8. Reliance placed by the learned Advocate on the case of Sulochana (supra) is misplaced. That was a case where the petitioner was declared unfit for service on account of being a diabetic patient. Her services were, therefore, terminated within one year of her employment. A learned Single Judge of the Andhra Pradesh High Court held that the service regulations applicable did not debar a diabetic person from being recruited in service or from continuing in service. It was established that she suffered from gestational diabetes and was not necessarily a diabetic patient suffering from the disease continuously. On this basis, the learned Single Judge held that it was irrational to terminate her services as there were a number of diabetic persons working on more onerous jobs and contributing to the community welfare. This judgment in my view, has no application to the facts before me. The case before me is a case under Workmen's Compensation Act and the payment of compensation is governed by the provisions of the Workmen's Compensation Act. The claimant must establish that he suffered an injury arising out of and in the course of employment for being entitled to compensation. This is not a case where termination of services of the respondent has been questioned.

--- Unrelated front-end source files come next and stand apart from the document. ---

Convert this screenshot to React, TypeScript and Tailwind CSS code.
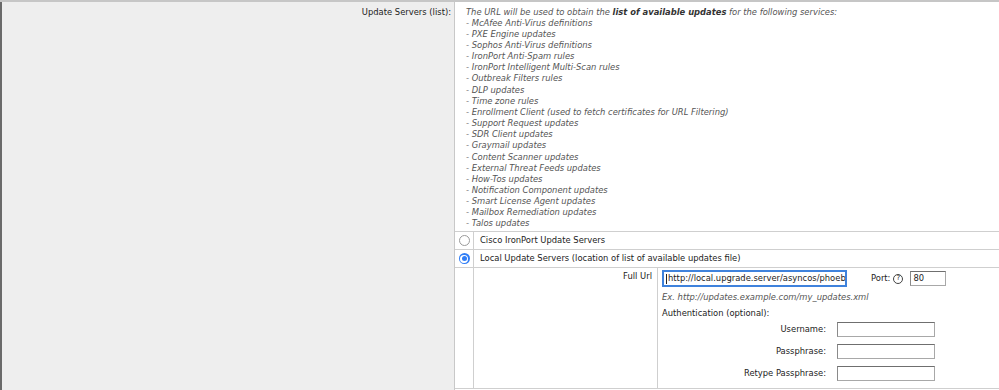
const services = [
  "McAfee Anti-Virus definitions",
  "PXE Engine updates",
  "Sophos Anti-Virus definitions",
  "IronPort Anti-Spam rules",
  "IronPort Intelligent Multi-Scan rules",
  "Outbreak Filters rules",
  "DLP updates",
  "Time zone rules",
  "Enrollment Client (used to fetch certificates for URL Filtering)",
  "Support Request updates",
  "SDR Client updates",
  "Graymail updates",
  "Content Scanner updates",
  "External Threat Feeds updates",
  "How-Tos updates",
  "Notification Component updates",
  "Smart License Agent updates",
  "Mailbox Remediation updates",
  "Talos updates",
];

const Radio = ({ checked }: { checked?: boolean }) =>
  checked ? (
    <span className="flex h-[11px] w-[11px] items-center justify-center rounded-full bg-[#2f7df6]">
      <span className="flex h-[8px] w-[8px] items-center justify-center rounded-full bg-white">
        <span className="h-[5px] w-[5px] rounded-full bg-[#2f7df6]" />
      </span>
    </span>
  ) : (
    <span className="h-[11px] w-[11px] rounded-full border border-[#9a9a9a] bg-white" />
  );

const TextBox = ({ width }: { width: string }) => (
  <div className={`h-[15px] ${width} border border-[#a8a8a8] border-t-[#6f6f6f] border-l-[#8a8a8a] bg-white`} />
);

export default function App() {
  return (
    <div
      className="h-[390px] w-[999px] overflow-hidden border-t-2 border-[#c6c6c6] bg-white text-[8.4px] leading-[11.16px] text-[#222]"
      style={{ fontFamily: '"DejaVu Sans", Verdana, sans-serif' }}
    >
      <div className="flex h-full">
        <div className="w-[455px] shrink-0 border-l-2 border-r border-l-[#6a6a6a] border-r-[#c8c8c8] bg-[#eeeeee] pr-[3px] pt-[4.5px] text-right">
          Update Servers (list):
        </div>

        <div className="flex flex-1 flex-col">
          <div className="pb-[1.5px] pl-[11px] pt-[4.5px] italic text-[#555]">
            <div>
              The URL will be used to obtain the <b className="text-[#333]">list of available updates</b> for the
              following services:
            </div>
            {services.map((s) => (
              <div key={s}>- {s}</div>
            ))}
          </div>

          <div className="flex flex-1 flex-col border-t border-[#cfcfcf]">
            <div className="flex h-[18px] border-b border-[#cfcfcf]">
              <div className="flex w-[19px] shrink-0 items-center justify-center border-r border-[#cfcfcf]">
                <Radio />
              </div>
              <div className="flex items-center pl-[6px]">Cisco IronPort Update Servers</div>
            </div>
            <div className="flex h-[18px] border-b border-[#cfcfcf]">
              <div className="flex w-[19px] shrink-0 items-center justify-center border-r border-[#cfcfcf]">
                <Radio checked />
              </div>
              <div className="flex items-center pl-[6px]">
                Local Update Servers (location of list of available updates file)
              </div>
            </div>

            <div className="flex h-[121px] border-b border-[#cfcfcf]">
              <div className="w-[19px] shrink-0 border-r border-[#cfcfcf]" />
              <div className="w-[184px] shrink-0 border-r border-[#cfcfcf] pr-[5px] pt-[3px] text-right">
                Full Url
              </div>
              <div className="flex-1 pl-[4px] pt-[2px]">
                <div className="flex items-center">
                  <div className="flex h-[17px] w-[185px] items-center overflow-hidden whitespace-nowrap border-2 border-[#3f82dc] bg-white pl-[2px]">
                    <span className="mr-px h-[10px] w-px shrink-0 bg-[#222]" />
                    <span className="overflow-hidden">http://local.upgrade.server/asyncos/phoebe</span>
                  </div>
                  <span className="ml-[24px]">Port:</span>
                  <span className="ml-[3px] flex h-[10px] w-[10px] items-center justify-center rounded-full border border-[#444] text-[7px] leading-none">
                    ?
                  </span>
                  <div className="ml-[7px] flex h-[15px] w-[36px] items-center border border-[#a8a8a8] border-t-[#6f6f6f] border-l-[#8a8a8a] bg-white pl-[2px]">
                    80
                  </div>
                </div>
                <div className="mt-[5px] italic text-[#555]">Ex. http://updates.example.com/my_updates.xml</div>
                <div className="mt-[5px]">Authentication (optional):</div>
                <div className="mt-[3px] grid grid-cols-[175px_auto] items-center gap-y-[7px]">
                  <div className="pr-[11px] text-right">Username:</div>
                  <TextBox width="w-[98px]" />
                  <div className="pr-[11px] text-right">Passphrase:</div>
                  <TextBox width="w-[98px]" />
                  <div className="pr-[11px] text-right">Retype Passphrase:</div>
                  <TextBox width="w-[98px]" />
                </div>
              </div>
            </div>
          </div>
        </div>
      </div>
    </div>
  );
}
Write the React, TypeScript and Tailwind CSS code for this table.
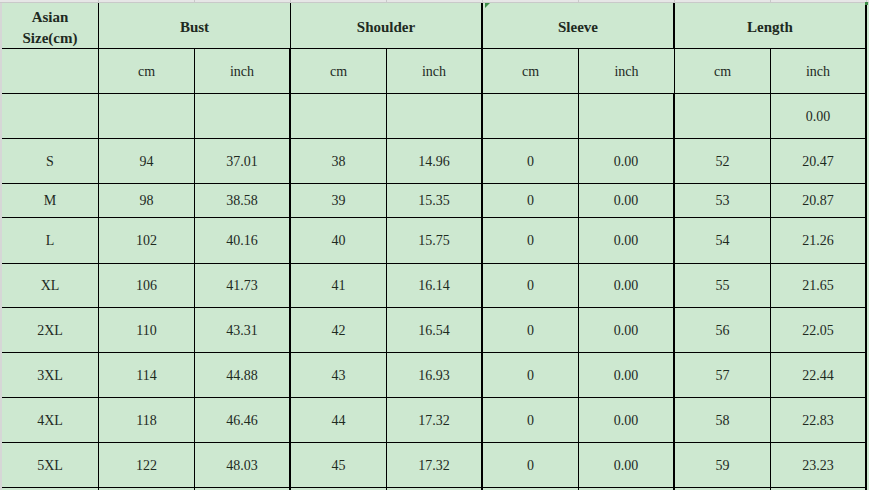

9. In the case of Chandramathi (supra), the Kerala High Court has observed that two factors must be established in order to uphold a claim under the Workmen's Compensation Act; firstly, that the accident should arise out of and in the course of employment and secondly, there should be some causal connection between the employment and the death. The learned Judge has also observed that Workmen's Compensation Act is a social welfare legislation and the Court must lean towards a person for whose benefit the legislation is enacted. It has also been observed in that case that the heart ailment suffered by the deceased was due to the work done by him which resulted in his death and it was held as a causal relationship with the employment. There cannot be any dispute with the views expressed by the learned Judge. However, in the present case, the respondent has not been able to establish that there was a causal connection or a nexus between the injury or accident suffered by him and his work.

10. It is also submitted on behalf of the appellant that the disease cannot be considered either as an accident or an injury as it is not a specified injury or an occupational disease under the Act and, therefore, no compensation could have been awarded. Diabetes may not be stipulated as an occupational disease. However, it could be regarded as an unscheduled injury for which compensation is payable under the Act provided there exists a causal connection between the work and his employment.

11. The award of the Commissioner is set aside. However, in the facts and circumstances of the case, since the respondent has already been paid an amount of Rs. 1,00,000, the appellant will not insist on it being refunded. Appeal allowed accordingly.